"Generally speaking, we regard discomfort in any form as bad news. But for practitioners or spiritual warriors--people who have a certain hunger to know what is true--feelings like disappointment, embarrassment, irritation, resentment, anger, jealousy, and fear, instead of being bad news, are actually very clear moments that teach us where it is that we're holding back. They teach us to perk up and lean in when we feel we'd rather collapse and back away. They're like messengers that show us, with terrifying clarity, exactly where we're stuck. This very moment is the perfect teacher, and, lucky for us, it's with us wherever we are."
(excerpt from When Things Fall Apart, by Pema Chodron)


It's funny...when you ask the universe, it always answers. And, sometimes I wish I could take it back because it gets to be pretty darn challenging. A while back I made mention that I wanted to face my every fear and stare it in the face. So...now I'm kicking myself...ha! Why in the world did I ask for that? I'm weird, I know...

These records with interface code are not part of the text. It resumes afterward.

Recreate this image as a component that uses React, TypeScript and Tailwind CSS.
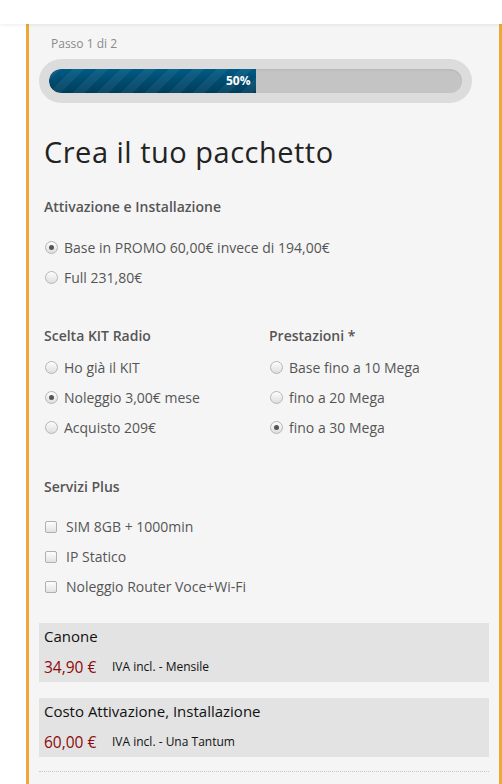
import React from "react";

const font = { fontFamily: '"Open Sans", "Liberation Sans", sans-serif' };

function Radio({ checked, label }: { checked?: boolean; label: string }) {
  return (
    <div className="flex h-[30px] items-center">
      <span className="relative ml-[1px] flex h-[13px] w-[13px] items-center justify-center rounded-full border border-[#b5b5b5] bg-gradient-to-b from-[#fdfdfd] to-[#dedede]">
        {checked && <span className="h-[5px] w-[5px] rounded-full bg-[#555]" />}
      </span>
      <span className="ml-[6px] text-[14px] text-[#555]">{label}</span>
    </div>
  );
}

function Check({ label }: { label: string }) {
  return (
    <div className="flex h-[30px] items-center">
      <span className="ml-[1px] mt-[2px] h-[12px] w-[12px] rounded-[2px] border border-[#b0b0b0] bg-gradient-to-b from-[#fdfdfd] to-[#e2e2e2]" />
      <span className="ml-[9px] text-[14px] text-[#555]">{label}</span>
    </div>
  );
}

function PriceBox({ title, price, note }: { title: string; price: string; note: string }) {
  return (
    <div className="h-[59px] bg-[#e3e3e3] px-[5px]">
      <div className="pt-[3px] text-[15px] leading-[20px] text-[#111]">{title}</div>
      <div className="mt-[10px] flex items-center">
        <span className="w-[68px] text-[15.5px] leading-[22px] text-[#8b0a0a]">{price}</span>
        <span className="text-[12px] text-[#111]">{note}</span>
      </div>
    </div>
  );
}

export default function App() {
  return (
    <div style={font} className="min-h-[784px] w-[502px] overflow-hidden bg-white">
      <div className="relative z-10 h-[24px] bg-white shadow-[0_1px_3px_rgba(0,0,0,0.08)]" />
      <div className="ml-[26px] min-h-[760px] border-x-[3px] border-[#eea838] bg-[#f5f5f5] px-[10px] pt-[11px]">
        <div className="pl-[12px] text-[12px] leading-[18px] text-[#8a8a8a]">Passo 1 di 2</div>
        <div className="mr-[17px] mt-[6px] rounded-full bg-[#dcdcdc] p-[10px]">
          <div className="h-[24px] overflow-hidden rounded-full bg-[#c4c4c4] shadow-[inset_0_1px_2px_rgba(0,0,0,0.08)]">
            <div
              className="flex h-full w-1/2 items-center justify-end rounded-l-full pr-[5px] text-[12px] font-bold text-white"
              style={{
                backgroundImage:
                  "linear-gradient(135deg, rgba(255,255,255,0.06) 25%, transparent 25%, transparent 50%, rgba(255,255,255,0.06) 50%, rgba(255,255,255,0.06) 75%, transparent 75%, transparent), linear-gradient(to bottom, #005a84, #003d5c)",
                backgroundSize: "24px 24px, 100% 100%",
              }}
            >
              50%
            </div>
          </div>
        </div>
        <div className="pl-[5px]">
          <h1 className="mt-[31px] text-[29px] leading-[36px] tracking-[0.5px] text-[#222]">Crea il tuo pacchetto</h1>
          <div className="mt-[27px] text-[14px] font-semibold leading-[20px] text-[#555]">Attivazione e Installazione</div>
          <div className="mt-[15px]">
            <Radio checked label="Base in PROMO 60,00€ invece di 194,00€" />
            <Radio label="Full 231,80€" />
          </div>
          <div className="mt-[34px] grid grid-cols-[225px_1fr]">
            <div>
              <div className="text-[14px] font-semibold leading-[20px] text-[#555]">Scelta KIT Radio</div>
              <div className="mt-[6px]">
                <Radio label="Ho già il KIT" />
                <Radio checked label="Noleggio 3,00€ mese" />
                <Radio label="Acquisto 209€" />
              </div>
            </div>
            <div>
              <div className="text-[14px] font-semibold leading-[20px] text-[#555]">Prestazioni *</div>
              <div className="mt-[6px]">
                <Radio label="Base fino a 10 Mega" />
                <Radio label="fino a 20 Mega" />
                <Radio checked label="fino a 30 Mega" />
              </div>
            </div>
          </div>
          <div className="mt-[35px] text-[14px] font-semibold leading-[20px] text-[#555]">Servizi Plus</div>
          <div className="mt-[14px]">
            <Check label="SIM 8GB + 1000min" />
            <Check label="IP Statico" />
            <Check label="Noleggio Router Voce+Wi-Fi" />
          </div>
        </div>
        <div className="mt-[22px]">
          <PriceBox title="Canone" price="34,90 €" note="IVA incl. - Mensile" />
        </div>
        <div className="mt-[16px]">
          <PriceBox title="Costo Attivazione, Installazione" price="60,00 €" note="IVA incl. - Una Tantum" />
        </div>
        <div className="mt-[14px] border-t border-dotted border-[#c8c8c8]" />
      </div>
    </div>
  );
}
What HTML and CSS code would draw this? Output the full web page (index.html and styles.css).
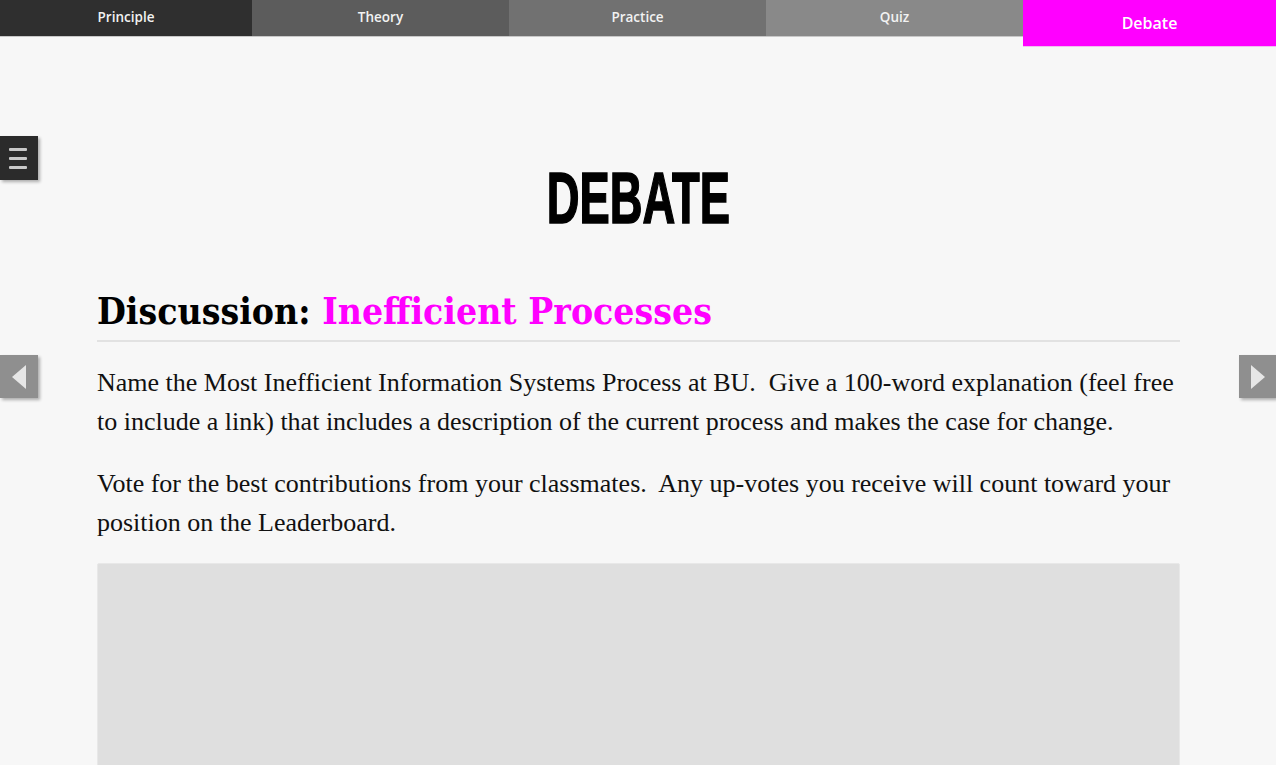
FILE: index.html
```html
<!DOCTYPE html>
<html>
<head>
<meta charset="utf-8">
<link rel="stylesheet" href="styles.css">
</head>
<body>
<nav class="tabs">
  <a class="tab tab-1">Principle</a>
  <a class="tab tab-2">Theory</a>
  <a class="tab tab-3">Practice</a>
  <a class="tab tab-4">Quiz</a>
  <a class="tab tab-active">Debate</a>
</nav>

<button class="menu-btn" aria-label="Menu">
  <span class="bar"></span><span class="bar"></span><span class="bar"></span>
</button>
<button class="arrow arrow-left" aria-label="Previous">
  <svg width="16" height="26" viewBox="0 0 16 26"><polygon points="15,1 15,25 1,13" fill="#e6e6e6"/></svg>
</button>
<button class="arrow arrow-right" aria-label="Next">
  <svg width="16" height="26" viewBox="0 0 16 26"><polygon points="1,1 1,25 15,13" fill="#e6e6e6"/></svg>
</button>

<main class="content">
  <h1 class="page-title"><span class="page-title-text">DEBATE</span></h1>
  <h2 class="discussion-title">Discussion: <span class="accent">Inefficient Processes</span></h2>
  <p class="copy">Name the Most Inefficient Information Systems Process at BU.&nbsp; Give a 100-word explanation (feel free to include a link) that includes a description of the current process and makes the case for change.</p>
  <p class="copy">Vote for the best contributions from your classmates.&nbsp; Any up-votes you receive will count toward your position on the Leaderboard.</p>
  <div class="panel"></div>
</main>
</body>
</html>
```

FILE: styles.css
```css
html, body {
  margin: 0;
  padding: 0;
  background: #f7f7f7;
  overflow: hidden;
}
body {
  font-family: "Liberation Serif", serif;
  color: #111;
}
.tabs {
  display: flex;
  align-items: flex-start;
  height: 36px;
  position: relative;
  z-index: 2;
}
.tab {
  display: flex;
  align-items: center;
  justify-content: center;
  height: 37px;
  width: 257px;
  font-family: "Open Sans", sans-serif;
  font-weight: 600;
  font-size: 13.5px;
  color: #f2f2f2;
  border-bottom: 1px solid #c8c8c8;
  box-sizing: border-box;
  padding-bottom: 2px;
}
.tab-1 { background: #2f2f2f; width: 252px; }
.tab-2 { background: #5c5c5c; }
.tab-3 { background: #717171; }
.tab-4 { background: #898989; }
.tab-active {
  background: #ff00ff;
  height: 47px;
  width: 253px;
  font-size: 16px;
  color: #fff;
  border-bottom: 1px solid #f0c0f0;
  padding: 0;
}
.menu-btn {
  position: fixed;
  left: 0;
  top: 136px;
  width: 38px;
  height: 44px;
  background: #2b2b2b;
  border: none;
  padding: 0;
  display: flex;
  flex-direction: column;
  align-items: center;
  justify-content: center;
  gap: 6px;
  box-shadow: 2px 2px 3px rgba(0,0,0,0.3);
}
.bar {
  display: block;
  width: 18px;
  height: 3px;
  background: #c9c9c9;
  border-radius: 1px;
  margin-left: -2px;
}
.arrow {
  position: fixed;
  top: 355px;
  width: 38px;
  height: 43px;
  background: #8f8f8f;
  border: none;
  padding: 0;
  display: flex;
  align-items: center;
  justify-content: center;
  box-shadow: 2px 2px 3px rgba(0,0,0,0.3);
}
.arrow-left { left: 0; }
.arrow-right { right: 0; width: 37px; }
.content {
  margin: 0 96px 0 97px;
}
.page-title {
  margin: 0;
  padding-top: 122px;
  text-align: center;
  font-family: "Liberation Sans", sans-serif;
  font-weight: 700;
  font-size: 72px;
  line-height: 80px;
  color: #000;
}
.page-title-text {
  display: inline-block;
  transform: scaleX(0.63);
  -webkit-text-stroke: 1.6px #000;
}
.discussion-title {
  margin: 48px 0 0;
  padding-bottom: 4px;
  border-bottom: 2px solid #e2e2e2;
  font-family: "DejaVu Serif", serif;
  font-stretch: semi-condensed;
  font-weight: 700;
  font-size: 37px;
  line-height: 50px;
  color: #000;
}
.accent { color: #ff00ff; }
.copy {
  margin: 21px 0 0;
  font-size: 26px;
  line-height: 39px;
  color: #111;
}
.copy + .copy { margin-top: 23px; }
.panel {
  margin-top: 21px;
  height: 260px;
  background: #dfdfdf;
  border: 1px solid #e8e8e8;
  border-radius: 2px;
}
```
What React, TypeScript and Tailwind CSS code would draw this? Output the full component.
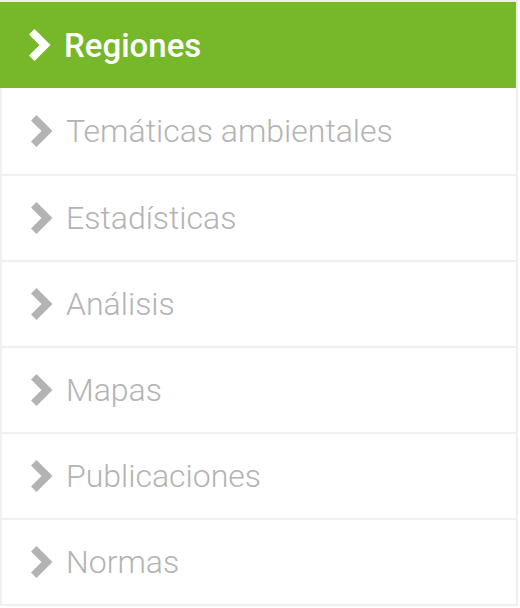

In a culture where what you 'do' and what you 'have' are the priorities and a way of life I feel a bit of a misfit because I can't stomach that anymore. When I 'had' and was 'doing' I never felt truly authentic when working from the outside in. Yeah...I tried to play the game but I didn't play it very well. I'm not good at it. I've always been the irritating person who questions everything...well what about this?...and what about that? I bring up the shit that nobody wants to look at...and its gotten me in trouble one too many times. What's that quote again? Something about well behaved women never make history...maybe I'm on to something. But believe me I'm not into the rebel without a cause thing either. There has to be substance behind going against the status quo.
So...with all that being said...I honestly have no idea where this blog is going today...ha! I'm truly on the verge of starting over. Once again. I'm back to square one. I had a good friend of mine tell me that very few people have the chance to start over...so I should look at this as a good time in my life and embrace it. I'm doing the best I can. I'm trying to focus on the positive and feel my way through...working from the inside out...We'll see what happens.